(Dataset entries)
+++
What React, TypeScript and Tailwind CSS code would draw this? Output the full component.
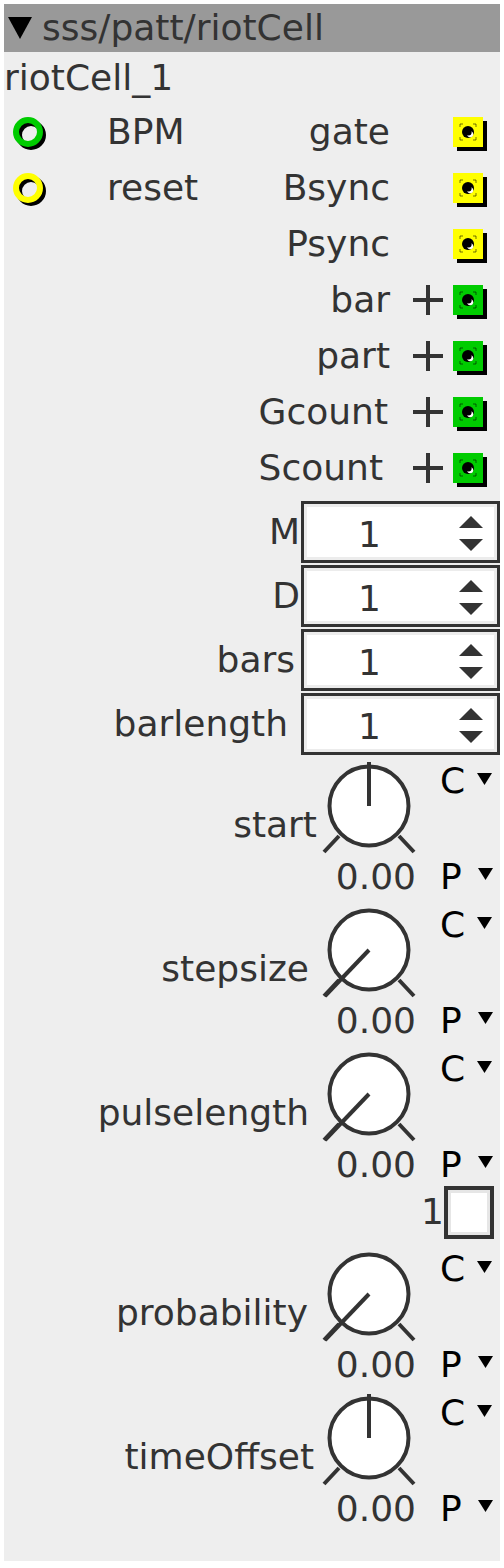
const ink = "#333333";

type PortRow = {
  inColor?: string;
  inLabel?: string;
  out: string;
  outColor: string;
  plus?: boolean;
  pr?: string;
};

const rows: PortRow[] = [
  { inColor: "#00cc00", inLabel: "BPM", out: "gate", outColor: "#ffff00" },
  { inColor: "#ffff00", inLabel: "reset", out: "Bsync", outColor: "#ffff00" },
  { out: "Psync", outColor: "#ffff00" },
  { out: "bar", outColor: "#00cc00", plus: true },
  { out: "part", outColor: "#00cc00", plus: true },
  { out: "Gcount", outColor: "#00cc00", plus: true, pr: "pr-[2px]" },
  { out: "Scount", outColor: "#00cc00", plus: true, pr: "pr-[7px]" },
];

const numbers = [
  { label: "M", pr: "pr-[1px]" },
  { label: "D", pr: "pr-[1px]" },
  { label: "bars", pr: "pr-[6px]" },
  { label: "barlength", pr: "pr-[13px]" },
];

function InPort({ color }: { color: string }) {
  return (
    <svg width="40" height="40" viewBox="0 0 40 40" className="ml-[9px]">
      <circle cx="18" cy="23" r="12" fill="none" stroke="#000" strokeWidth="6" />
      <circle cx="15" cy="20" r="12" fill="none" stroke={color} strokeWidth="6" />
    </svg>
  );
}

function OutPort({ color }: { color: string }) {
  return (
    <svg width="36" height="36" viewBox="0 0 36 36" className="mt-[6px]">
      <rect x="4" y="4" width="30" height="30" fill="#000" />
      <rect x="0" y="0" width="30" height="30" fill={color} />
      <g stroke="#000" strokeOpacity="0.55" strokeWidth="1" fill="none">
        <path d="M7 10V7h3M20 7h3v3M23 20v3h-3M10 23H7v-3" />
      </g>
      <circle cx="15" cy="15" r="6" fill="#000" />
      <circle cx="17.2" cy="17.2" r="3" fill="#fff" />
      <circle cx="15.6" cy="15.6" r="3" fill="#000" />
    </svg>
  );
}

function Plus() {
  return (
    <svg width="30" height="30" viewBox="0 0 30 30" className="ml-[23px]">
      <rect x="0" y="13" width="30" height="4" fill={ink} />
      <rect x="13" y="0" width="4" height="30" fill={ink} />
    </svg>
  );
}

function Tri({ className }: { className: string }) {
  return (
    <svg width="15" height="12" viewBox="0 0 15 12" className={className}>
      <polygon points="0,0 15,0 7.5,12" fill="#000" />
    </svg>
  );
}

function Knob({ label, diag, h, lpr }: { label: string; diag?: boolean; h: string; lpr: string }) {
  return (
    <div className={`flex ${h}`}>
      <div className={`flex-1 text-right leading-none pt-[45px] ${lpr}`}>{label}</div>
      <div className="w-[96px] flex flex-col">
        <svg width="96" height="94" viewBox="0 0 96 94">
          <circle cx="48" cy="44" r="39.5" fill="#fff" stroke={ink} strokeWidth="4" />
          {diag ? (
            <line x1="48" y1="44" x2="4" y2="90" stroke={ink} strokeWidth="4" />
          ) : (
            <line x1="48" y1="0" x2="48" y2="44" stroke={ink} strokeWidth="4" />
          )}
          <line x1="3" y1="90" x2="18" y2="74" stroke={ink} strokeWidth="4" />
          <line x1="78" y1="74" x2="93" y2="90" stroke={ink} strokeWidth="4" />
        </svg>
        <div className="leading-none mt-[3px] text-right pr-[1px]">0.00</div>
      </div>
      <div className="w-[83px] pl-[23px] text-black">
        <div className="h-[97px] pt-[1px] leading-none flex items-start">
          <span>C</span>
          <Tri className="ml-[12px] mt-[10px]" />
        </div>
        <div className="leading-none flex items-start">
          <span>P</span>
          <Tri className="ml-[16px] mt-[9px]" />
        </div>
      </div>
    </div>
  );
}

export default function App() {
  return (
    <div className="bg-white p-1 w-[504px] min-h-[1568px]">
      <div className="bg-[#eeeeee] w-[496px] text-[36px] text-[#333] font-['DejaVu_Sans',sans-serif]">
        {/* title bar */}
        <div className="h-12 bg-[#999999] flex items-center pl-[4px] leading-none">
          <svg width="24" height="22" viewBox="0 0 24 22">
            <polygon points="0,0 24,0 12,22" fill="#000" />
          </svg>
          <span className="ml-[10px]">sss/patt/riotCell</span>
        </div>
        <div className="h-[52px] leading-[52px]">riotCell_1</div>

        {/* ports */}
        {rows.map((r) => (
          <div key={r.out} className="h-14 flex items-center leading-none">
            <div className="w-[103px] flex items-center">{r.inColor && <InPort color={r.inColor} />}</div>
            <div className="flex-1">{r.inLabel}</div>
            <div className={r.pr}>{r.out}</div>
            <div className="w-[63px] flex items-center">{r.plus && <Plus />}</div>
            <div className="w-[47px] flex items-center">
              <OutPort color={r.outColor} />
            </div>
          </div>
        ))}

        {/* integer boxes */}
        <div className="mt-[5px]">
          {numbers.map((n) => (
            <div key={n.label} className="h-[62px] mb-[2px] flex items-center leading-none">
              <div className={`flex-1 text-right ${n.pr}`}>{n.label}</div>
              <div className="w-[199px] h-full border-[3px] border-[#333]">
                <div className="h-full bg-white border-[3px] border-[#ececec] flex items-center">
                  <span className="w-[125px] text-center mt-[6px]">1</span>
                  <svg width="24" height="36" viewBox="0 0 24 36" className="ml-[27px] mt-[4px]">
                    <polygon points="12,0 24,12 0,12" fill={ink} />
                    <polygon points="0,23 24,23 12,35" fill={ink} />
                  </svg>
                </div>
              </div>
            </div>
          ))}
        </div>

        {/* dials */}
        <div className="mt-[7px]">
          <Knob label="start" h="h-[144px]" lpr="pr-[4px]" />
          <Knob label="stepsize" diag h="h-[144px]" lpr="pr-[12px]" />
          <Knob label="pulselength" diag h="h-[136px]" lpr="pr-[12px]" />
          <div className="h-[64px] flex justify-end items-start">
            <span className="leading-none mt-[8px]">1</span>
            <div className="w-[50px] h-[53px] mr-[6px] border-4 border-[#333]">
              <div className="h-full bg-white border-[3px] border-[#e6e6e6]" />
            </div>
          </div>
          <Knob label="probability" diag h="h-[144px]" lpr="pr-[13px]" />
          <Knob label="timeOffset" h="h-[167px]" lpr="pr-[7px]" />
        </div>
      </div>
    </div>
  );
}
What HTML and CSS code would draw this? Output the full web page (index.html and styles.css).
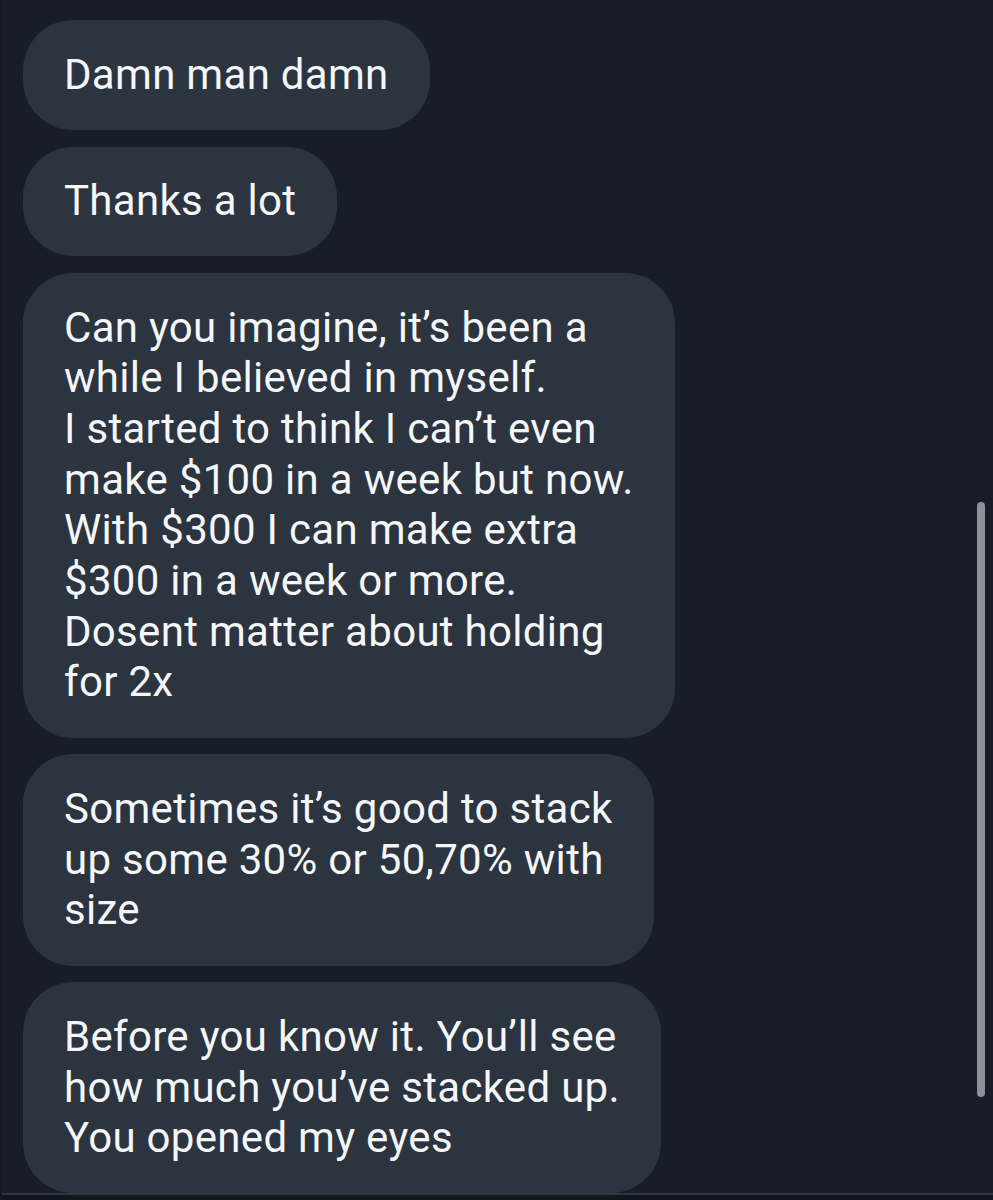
+++
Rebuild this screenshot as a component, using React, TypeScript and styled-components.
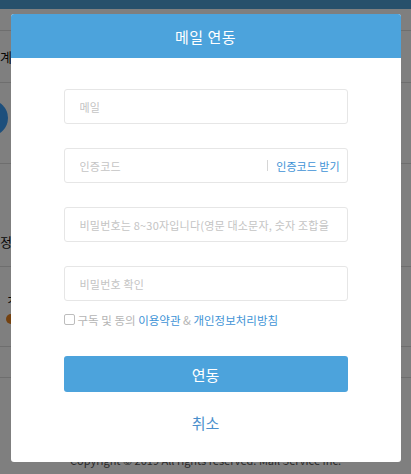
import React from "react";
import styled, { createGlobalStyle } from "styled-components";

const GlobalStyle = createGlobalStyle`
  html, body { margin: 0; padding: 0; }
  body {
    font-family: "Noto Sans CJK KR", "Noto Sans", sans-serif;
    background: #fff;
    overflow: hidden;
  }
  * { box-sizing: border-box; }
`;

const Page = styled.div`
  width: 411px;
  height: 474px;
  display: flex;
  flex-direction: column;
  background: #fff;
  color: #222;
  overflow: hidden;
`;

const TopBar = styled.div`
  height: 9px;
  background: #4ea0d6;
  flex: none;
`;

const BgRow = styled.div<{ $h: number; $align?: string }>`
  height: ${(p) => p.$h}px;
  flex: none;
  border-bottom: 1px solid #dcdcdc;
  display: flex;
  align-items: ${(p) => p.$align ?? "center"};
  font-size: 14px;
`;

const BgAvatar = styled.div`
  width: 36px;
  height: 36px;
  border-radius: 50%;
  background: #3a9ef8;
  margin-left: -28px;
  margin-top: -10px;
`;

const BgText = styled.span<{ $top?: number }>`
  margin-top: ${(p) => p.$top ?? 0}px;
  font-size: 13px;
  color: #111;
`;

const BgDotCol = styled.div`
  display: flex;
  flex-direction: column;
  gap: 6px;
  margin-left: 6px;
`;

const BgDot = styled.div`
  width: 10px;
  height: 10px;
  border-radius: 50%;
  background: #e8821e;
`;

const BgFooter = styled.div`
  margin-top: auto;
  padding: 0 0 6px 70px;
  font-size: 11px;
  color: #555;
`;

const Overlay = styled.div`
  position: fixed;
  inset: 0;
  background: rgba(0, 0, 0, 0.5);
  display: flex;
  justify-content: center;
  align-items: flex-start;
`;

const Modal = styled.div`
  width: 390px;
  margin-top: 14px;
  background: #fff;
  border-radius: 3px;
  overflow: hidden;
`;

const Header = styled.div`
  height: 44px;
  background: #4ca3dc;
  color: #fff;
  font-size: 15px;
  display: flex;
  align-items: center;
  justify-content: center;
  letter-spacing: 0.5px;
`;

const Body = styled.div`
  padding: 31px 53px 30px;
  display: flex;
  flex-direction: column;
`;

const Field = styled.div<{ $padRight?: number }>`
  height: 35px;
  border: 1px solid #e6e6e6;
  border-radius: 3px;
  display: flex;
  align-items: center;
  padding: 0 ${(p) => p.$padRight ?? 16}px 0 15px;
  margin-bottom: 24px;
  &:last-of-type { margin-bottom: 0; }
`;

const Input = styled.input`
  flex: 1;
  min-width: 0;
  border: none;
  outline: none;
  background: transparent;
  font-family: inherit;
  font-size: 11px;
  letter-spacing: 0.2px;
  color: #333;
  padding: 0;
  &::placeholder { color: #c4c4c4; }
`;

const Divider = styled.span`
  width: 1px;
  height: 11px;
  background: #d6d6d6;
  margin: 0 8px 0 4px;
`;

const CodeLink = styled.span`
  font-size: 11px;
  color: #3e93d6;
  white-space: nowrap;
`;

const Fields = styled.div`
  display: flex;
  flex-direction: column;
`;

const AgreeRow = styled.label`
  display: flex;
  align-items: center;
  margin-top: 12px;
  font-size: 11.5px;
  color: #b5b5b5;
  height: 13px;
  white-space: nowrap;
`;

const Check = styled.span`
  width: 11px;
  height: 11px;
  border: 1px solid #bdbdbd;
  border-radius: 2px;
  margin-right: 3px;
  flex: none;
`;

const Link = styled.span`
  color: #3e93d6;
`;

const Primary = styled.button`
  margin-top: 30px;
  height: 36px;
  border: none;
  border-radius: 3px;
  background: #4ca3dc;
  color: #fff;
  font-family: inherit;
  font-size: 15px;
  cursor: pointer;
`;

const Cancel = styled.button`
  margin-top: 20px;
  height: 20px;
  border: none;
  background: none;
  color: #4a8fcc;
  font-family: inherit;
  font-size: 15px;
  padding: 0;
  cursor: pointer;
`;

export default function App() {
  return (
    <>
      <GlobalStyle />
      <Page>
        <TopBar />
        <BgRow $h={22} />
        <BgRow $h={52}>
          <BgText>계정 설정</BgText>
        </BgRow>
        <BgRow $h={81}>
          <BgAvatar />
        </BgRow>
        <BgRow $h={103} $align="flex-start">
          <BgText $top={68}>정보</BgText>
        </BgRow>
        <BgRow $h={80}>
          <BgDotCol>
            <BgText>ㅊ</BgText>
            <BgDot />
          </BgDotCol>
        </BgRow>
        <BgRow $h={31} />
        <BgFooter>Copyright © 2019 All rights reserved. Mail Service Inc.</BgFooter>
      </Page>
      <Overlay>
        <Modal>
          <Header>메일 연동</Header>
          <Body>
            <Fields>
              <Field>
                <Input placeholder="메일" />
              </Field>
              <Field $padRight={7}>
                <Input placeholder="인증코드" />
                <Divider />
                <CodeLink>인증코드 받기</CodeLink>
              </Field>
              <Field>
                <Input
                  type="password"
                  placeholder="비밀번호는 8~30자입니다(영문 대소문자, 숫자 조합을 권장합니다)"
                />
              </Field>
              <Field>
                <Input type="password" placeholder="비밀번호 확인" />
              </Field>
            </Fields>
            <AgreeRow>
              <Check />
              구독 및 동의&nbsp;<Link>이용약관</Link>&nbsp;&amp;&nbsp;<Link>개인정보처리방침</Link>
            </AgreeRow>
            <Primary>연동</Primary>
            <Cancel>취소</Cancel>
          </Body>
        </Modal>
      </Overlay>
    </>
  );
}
+++
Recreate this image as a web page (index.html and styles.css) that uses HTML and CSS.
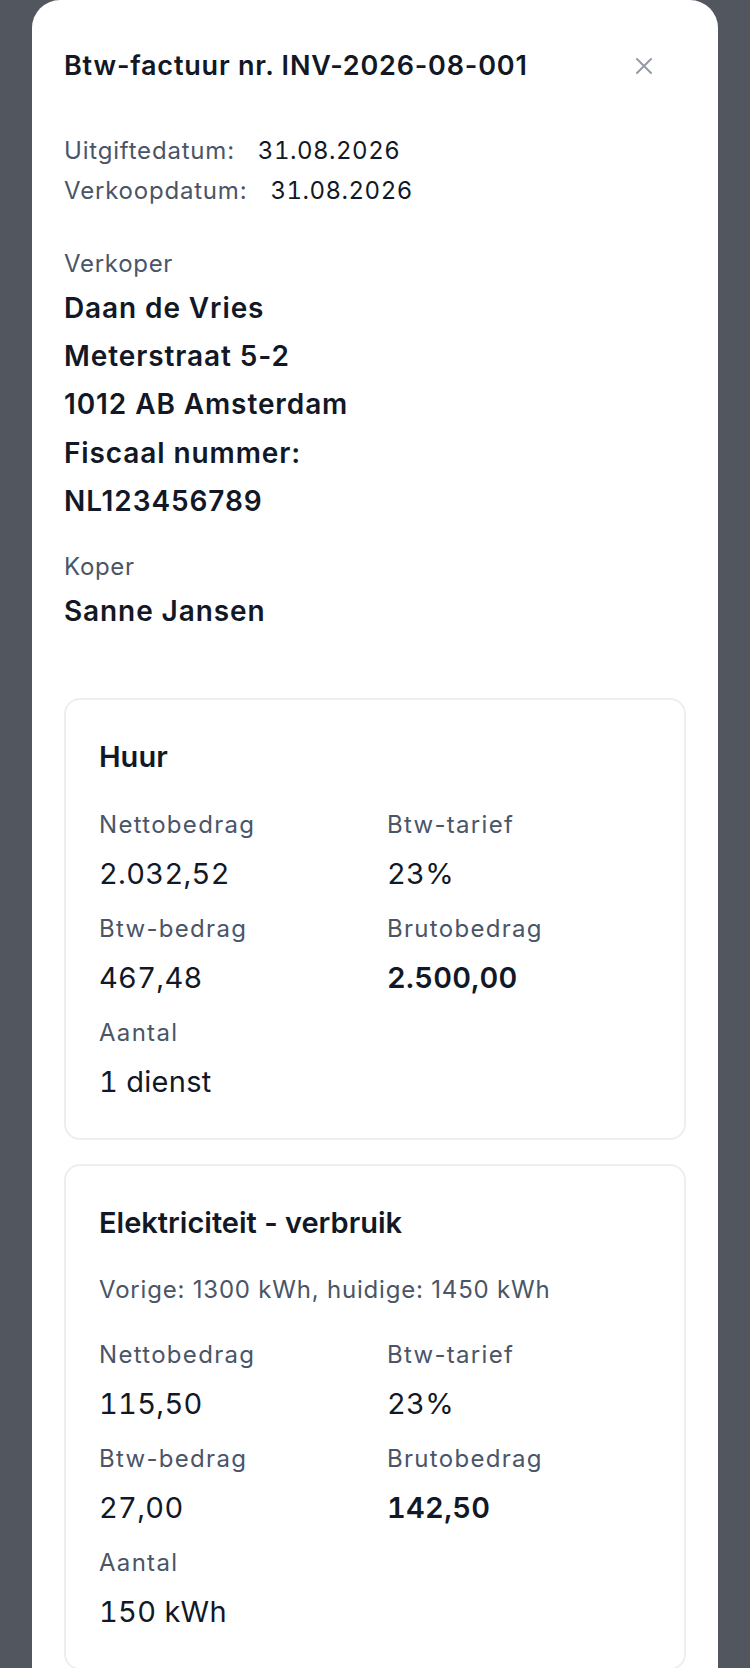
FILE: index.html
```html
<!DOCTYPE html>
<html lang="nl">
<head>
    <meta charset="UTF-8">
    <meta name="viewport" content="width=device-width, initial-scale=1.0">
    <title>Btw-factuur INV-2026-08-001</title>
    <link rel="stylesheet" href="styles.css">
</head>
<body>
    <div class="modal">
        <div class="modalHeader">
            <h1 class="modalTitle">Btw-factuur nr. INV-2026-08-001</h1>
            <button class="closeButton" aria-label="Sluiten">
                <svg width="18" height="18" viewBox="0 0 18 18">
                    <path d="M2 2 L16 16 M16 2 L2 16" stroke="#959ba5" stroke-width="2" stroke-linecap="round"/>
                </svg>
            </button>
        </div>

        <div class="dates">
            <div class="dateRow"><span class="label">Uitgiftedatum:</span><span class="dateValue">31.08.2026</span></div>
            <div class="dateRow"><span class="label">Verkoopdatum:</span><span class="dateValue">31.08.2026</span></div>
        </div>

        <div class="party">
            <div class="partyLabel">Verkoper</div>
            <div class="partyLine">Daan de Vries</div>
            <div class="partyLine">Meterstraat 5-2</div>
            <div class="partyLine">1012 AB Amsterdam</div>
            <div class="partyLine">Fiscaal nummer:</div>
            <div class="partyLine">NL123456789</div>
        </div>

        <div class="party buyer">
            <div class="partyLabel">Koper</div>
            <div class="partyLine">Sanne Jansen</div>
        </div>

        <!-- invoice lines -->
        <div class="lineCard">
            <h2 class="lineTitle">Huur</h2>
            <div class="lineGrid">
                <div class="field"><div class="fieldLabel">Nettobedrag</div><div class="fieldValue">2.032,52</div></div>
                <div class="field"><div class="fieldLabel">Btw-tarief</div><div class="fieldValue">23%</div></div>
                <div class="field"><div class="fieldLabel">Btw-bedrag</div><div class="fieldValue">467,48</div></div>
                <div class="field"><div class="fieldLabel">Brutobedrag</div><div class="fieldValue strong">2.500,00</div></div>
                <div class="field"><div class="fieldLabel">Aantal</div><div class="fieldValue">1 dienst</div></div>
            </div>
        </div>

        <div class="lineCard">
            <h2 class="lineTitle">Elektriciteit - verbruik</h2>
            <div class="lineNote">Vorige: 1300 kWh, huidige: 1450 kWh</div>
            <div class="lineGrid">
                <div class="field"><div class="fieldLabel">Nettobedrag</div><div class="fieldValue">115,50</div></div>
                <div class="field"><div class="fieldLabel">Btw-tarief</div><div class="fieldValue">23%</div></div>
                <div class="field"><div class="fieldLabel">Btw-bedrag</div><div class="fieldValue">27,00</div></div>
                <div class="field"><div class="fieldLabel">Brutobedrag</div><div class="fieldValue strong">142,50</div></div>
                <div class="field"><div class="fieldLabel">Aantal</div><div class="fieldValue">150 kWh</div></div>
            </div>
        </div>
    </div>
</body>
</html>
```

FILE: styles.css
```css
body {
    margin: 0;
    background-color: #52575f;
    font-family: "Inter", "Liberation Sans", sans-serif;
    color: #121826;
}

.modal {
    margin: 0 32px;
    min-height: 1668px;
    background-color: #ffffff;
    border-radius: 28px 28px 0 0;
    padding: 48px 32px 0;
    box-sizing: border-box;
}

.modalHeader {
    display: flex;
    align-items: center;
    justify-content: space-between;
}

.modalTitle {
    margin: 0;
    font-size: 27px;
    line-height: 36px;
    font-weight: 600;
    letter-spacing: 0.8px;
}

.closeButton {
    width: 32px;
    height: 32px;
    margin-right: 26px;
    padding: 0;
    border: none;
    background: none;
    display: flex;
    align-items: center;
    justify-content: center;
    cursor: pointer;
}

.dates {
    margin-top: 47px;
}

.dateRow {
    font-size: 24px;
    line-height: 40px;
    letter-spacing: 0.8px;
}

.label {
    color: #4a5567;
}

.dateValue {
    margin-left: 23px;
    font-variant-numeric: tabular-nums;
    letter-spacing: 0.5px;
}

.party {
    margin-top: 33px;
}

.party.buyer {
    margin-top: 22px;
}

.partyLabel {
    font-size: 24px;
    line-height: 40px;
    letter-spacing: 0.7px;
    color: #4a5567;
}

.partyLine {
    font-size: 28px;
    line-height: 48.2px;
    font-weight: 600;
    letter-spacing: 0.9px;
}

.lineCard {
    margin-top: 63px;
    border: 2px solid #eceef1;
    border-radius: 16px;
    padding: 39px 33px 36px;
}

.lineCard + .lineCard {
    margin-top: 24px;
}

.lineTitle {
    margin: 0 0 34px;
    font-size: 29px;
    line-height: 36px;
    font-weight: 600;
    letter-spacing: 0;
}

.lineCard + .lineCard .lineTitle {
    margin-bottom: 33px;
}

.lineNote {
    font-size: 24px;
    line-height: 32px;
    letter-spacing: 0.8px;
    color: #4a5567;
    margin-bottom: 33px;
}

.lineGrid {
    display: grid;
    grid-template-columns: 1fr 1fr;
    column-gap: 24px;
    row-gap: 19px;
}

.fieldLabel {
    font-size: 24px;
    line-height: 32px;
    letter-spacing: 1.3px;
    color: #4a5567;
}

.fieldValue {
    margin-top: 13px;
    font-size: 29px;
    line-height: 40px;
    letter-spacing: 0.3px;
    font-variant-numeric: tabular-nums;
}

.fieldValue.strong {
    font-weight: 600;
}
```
+++
- **TASK TO CARRY OUT**:
Search the data for "What" and list every line in which it occurs.

- **TASK RESULT**:
What React, TypeScript and Tailwind CSS code would draw this? Output the full component.
What HTML and CSS code would draw this? Output the full web page (index.html and styles.css).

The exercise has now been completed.